◆ **TASK STATEMENT**
State how many lines of the entries hold the string "this", and output nothing but that count.

Web page code records:
(begin)

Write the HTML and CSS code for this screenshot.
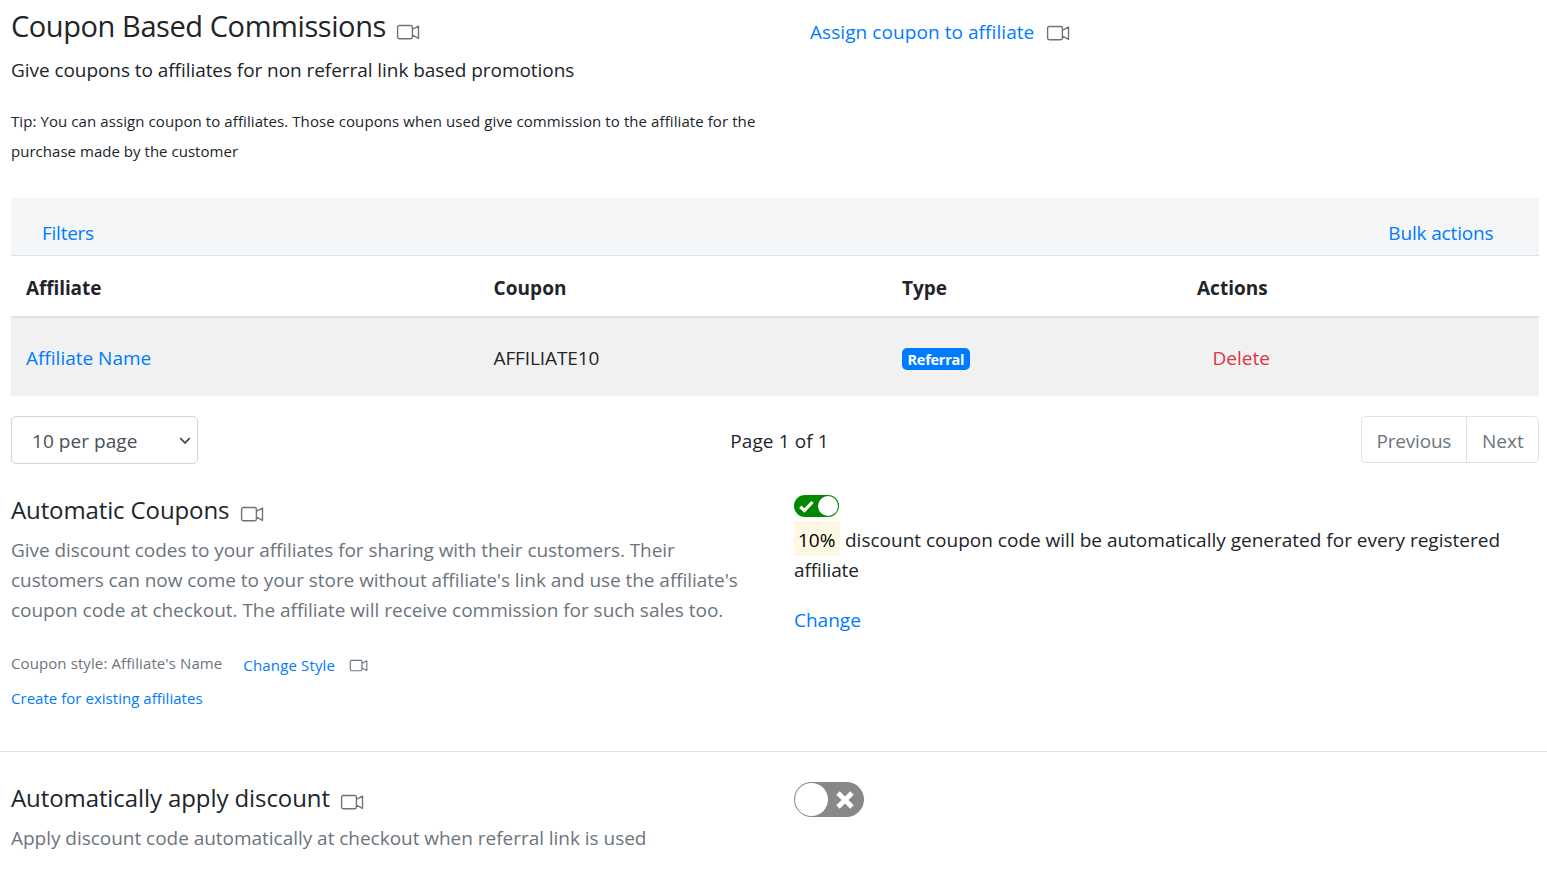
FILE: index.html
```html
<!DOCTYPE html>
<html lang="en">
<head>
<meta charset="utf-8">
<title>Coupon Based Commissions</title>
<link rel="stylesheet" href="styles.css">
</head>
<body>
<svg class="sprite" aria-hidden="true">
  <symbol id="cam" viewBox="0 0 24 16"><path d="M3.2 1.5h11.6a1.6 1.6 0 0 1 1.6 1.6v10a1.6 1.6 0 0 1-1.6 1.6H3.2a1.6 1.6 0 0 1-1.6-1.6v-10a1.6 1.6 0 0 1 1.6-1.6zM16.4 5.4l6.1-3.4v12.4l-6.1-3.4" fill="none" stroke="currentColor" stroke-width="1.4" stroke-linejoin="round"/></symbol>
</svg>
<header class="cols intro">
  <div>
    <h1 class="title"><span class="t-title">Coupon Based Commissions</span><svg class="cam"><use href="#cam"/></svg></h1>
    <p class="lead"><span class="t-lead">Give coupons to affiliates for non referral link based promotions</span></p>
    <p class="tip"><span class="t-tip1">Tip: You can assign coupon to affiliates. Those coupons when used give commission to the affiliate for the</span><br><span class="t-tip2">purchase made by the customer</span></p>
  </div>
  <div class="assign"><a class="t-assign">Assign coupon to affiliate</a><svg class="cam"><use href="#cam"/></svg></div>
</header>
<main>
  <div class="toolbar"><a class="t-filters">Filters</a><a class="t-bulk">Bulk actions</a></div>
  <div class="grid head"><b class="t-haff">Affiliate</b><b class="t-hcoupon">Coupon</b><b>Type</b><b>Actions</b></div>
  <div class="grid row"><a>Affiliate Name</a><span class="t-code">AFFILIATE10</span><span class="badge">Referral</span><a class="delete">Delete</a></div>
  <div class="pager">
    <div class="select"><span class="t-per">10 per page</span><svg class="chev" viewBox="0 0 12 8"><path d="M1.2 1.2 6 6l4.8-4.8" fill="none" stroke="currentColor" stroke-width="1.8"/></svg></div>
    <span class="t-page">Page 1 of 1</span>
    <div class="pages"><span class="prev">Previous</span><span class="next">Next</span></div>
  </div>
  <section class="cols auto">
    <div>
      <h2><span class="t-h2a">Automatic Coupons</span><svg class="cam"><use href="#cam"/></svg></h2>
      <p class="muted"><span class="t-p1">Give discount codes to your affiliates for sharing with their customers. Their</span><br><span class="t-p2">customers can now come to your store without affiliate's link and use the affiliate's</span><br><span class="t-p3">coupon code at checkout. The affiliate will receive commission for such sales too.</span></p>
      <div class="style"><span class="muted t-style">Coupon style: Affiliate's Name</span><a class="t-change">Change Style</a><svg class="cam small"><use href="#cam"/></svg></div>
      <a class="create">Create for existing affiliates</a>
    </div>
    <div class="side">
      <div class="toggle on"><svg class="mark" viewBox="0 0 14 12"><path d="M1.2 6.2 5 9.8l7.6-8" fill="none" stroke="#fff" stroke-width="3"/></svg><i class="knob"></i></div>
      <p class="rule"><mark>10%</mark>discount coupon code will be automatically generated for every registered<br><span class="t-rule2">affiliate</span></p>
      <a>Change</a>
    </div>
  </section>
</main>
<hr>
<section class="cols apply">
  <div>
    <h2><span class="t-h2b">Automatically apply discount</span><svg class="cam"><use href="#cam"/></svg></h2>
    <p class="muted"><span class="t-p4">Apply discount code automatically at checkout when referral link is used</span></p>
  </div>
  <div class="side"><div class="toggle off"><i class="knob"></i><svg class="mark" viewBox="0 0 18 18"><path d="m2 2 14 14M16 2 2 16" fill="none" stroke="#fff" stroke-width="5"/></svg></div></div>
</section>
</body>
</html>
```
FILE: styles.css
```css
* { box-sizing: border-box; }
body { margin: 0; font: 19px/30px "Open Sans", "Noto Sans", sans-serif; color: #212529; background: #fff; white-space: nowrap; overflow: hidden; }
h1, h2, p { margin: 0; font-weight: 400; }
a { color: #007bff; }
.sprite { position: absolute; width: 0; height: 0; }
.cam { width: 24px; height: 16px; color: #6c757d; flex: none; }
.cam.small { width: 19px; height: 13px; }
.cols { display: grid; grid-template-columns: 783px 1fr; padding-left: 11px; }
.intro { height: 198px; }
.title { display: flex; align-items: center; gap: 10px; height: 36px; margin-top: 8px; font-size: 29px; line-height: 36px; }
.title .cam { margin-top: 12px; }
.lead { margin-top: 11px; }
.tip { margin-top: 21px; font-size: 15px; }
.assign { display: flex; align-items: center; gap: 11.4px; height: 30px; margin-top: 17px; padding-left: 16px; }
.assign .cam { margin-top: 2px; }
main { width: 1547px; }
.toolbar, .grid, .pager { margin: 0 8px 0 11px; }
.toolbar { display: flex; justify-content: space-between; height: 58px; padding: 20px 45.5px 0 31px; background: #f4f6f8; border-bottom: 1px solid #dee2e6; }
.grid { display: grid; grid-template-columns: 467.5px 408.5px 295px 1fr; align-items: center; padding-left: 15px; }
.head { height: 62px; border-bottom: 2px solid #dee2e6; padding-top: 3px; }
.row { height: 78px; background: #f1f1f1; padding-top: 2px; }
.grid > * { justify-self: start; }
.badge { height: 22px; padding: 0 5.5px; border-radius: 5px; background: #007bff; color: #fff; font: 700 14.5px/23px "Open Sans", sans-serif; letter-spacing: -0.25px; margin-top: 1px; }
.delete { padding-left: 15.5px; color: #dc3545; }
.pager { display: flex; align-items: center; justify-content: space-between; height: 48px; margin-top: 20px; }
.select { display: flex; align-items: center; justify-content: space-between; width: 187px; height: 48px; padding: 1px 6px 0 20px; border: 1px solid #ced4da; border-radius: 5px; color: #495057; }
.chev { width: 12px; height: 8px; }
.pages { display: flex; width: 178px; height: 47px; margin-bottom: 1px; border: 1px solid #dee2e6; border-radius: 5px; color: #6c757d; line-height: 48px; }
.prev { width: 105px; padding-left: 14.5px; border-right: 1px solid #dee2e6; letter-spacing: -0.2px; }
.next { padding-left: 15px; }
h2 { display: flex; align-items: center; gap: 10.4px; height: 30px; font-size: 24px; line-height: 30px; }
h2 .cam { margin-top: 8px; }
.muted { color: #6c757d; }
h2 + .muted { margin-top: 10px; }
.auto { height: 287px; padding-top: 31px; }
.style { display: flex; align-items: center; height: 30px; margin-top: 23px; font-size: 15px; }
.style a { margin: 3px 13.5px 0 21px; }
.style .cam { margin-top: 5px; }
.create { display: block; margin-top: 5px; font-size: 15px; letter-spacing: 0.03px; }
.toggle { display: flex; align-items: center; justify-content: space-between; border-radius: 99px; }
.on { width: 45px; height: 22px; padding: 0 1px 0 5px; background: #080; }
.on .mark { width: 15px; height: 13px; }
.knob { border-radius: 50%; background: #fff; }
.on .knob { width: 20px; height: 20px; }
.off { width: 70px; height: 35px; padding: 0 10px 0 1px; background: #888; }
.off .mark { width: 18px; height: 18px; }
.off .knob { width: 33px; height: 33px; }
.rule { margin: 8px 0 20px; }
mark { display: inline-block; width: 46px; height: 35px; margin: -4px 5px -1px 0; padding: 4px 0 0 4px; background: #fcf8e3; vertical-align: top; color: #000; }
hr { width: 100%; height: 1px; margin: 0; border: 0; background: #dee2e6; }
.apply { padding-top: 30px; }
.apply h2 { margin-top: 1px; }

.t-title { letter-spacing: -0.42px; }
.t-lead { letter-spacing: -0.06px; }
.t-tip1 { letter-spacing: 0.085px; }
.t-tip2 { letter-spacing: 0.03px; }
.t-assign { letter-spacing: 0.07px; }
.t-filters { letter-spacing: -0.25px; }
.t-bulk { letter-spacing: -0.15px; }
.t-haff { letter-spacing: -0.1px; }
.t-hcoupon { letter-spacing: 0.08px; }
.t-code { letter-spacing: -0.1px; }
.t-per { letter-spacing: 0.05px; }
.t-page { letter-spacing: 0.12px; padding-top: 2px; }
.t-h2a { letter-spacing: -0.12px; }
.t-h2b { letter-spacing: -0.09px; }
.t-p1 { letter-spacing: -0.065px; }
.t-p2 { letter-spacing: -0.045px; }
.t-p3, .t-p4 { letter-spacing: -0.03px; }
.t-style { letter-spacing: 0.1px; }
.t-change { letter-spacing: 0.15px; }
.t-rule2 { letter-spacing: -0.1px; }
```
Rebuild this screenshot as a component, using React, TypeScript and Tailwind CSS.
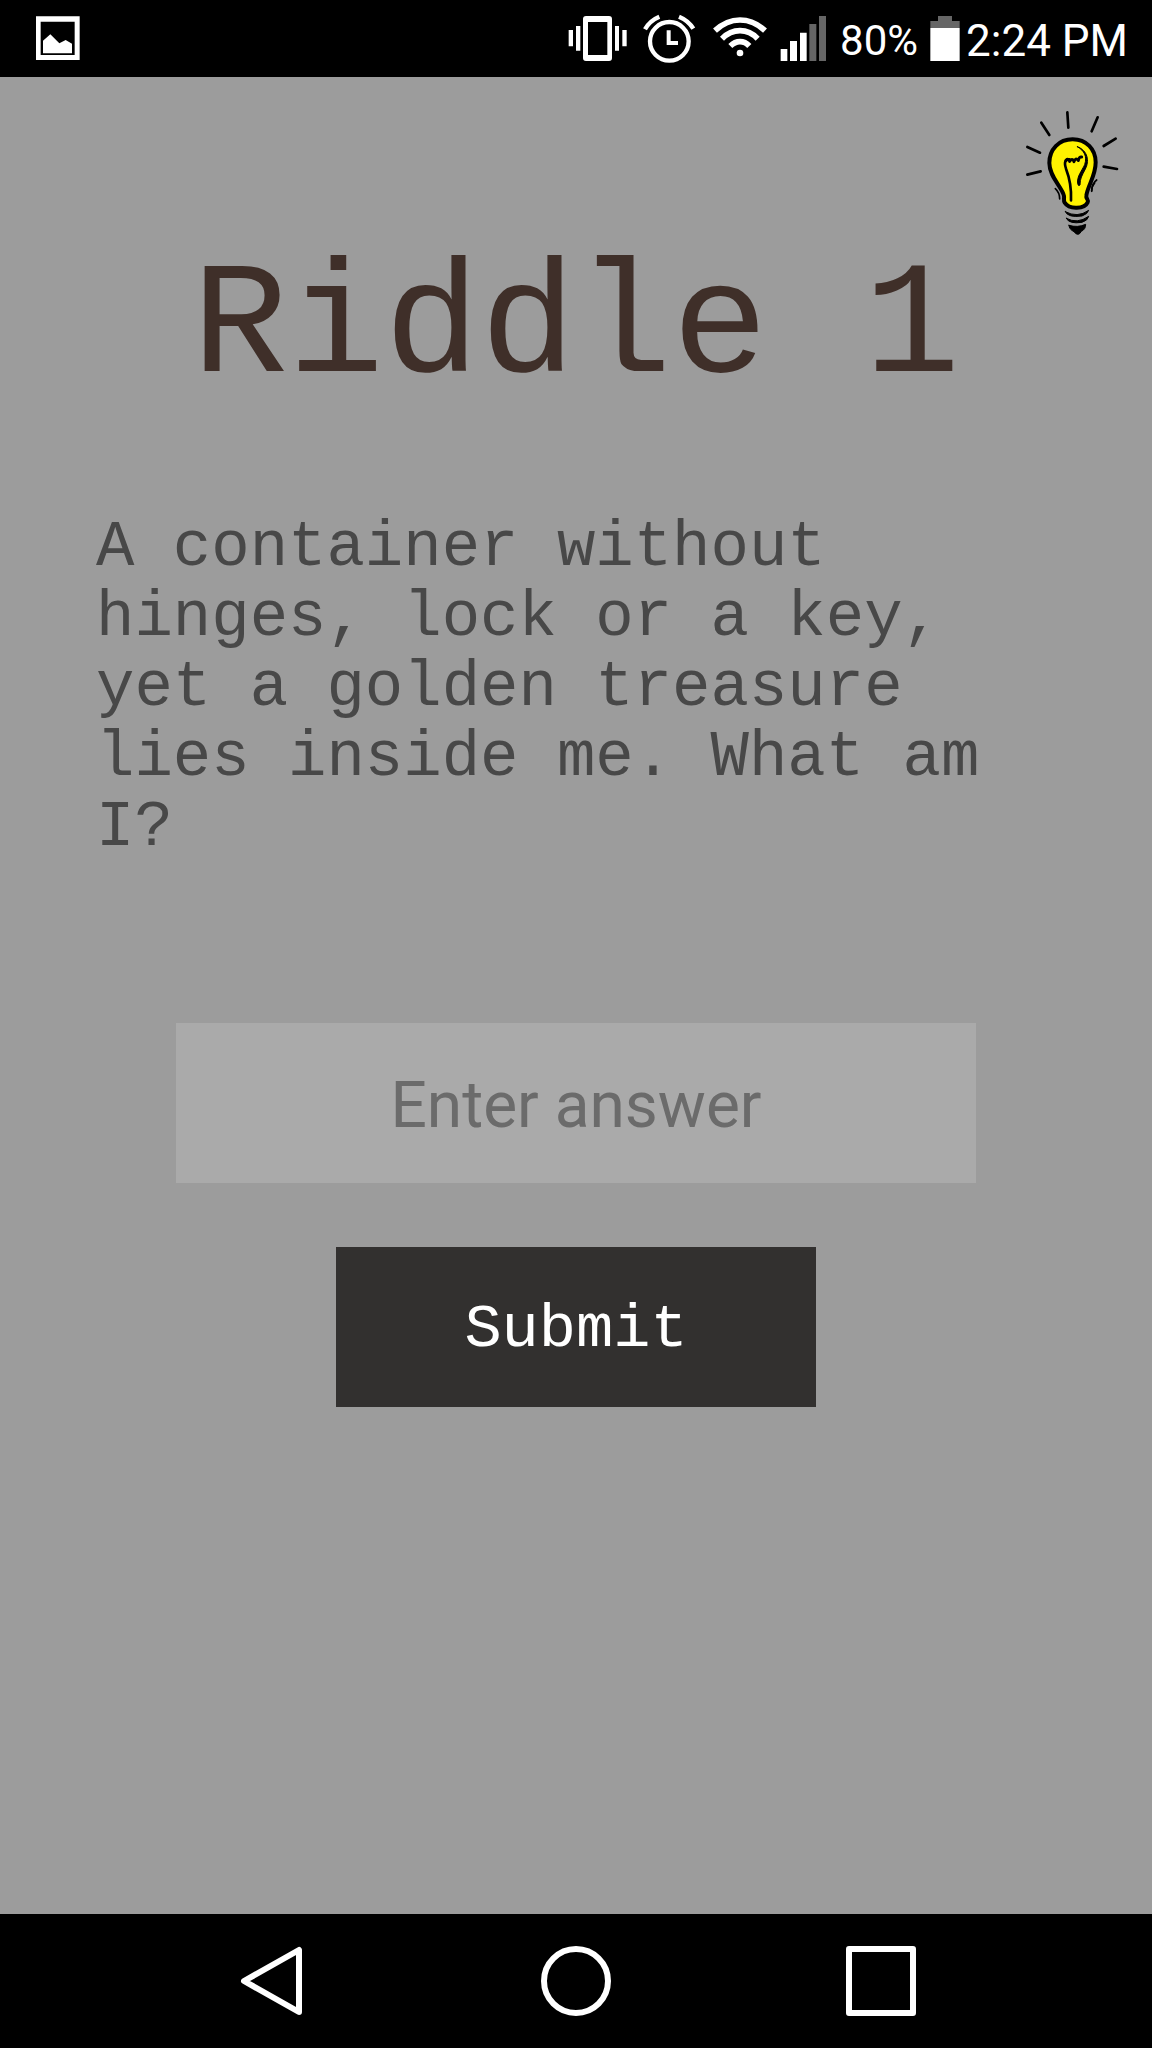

(end)

◆ **RESPONSE**
2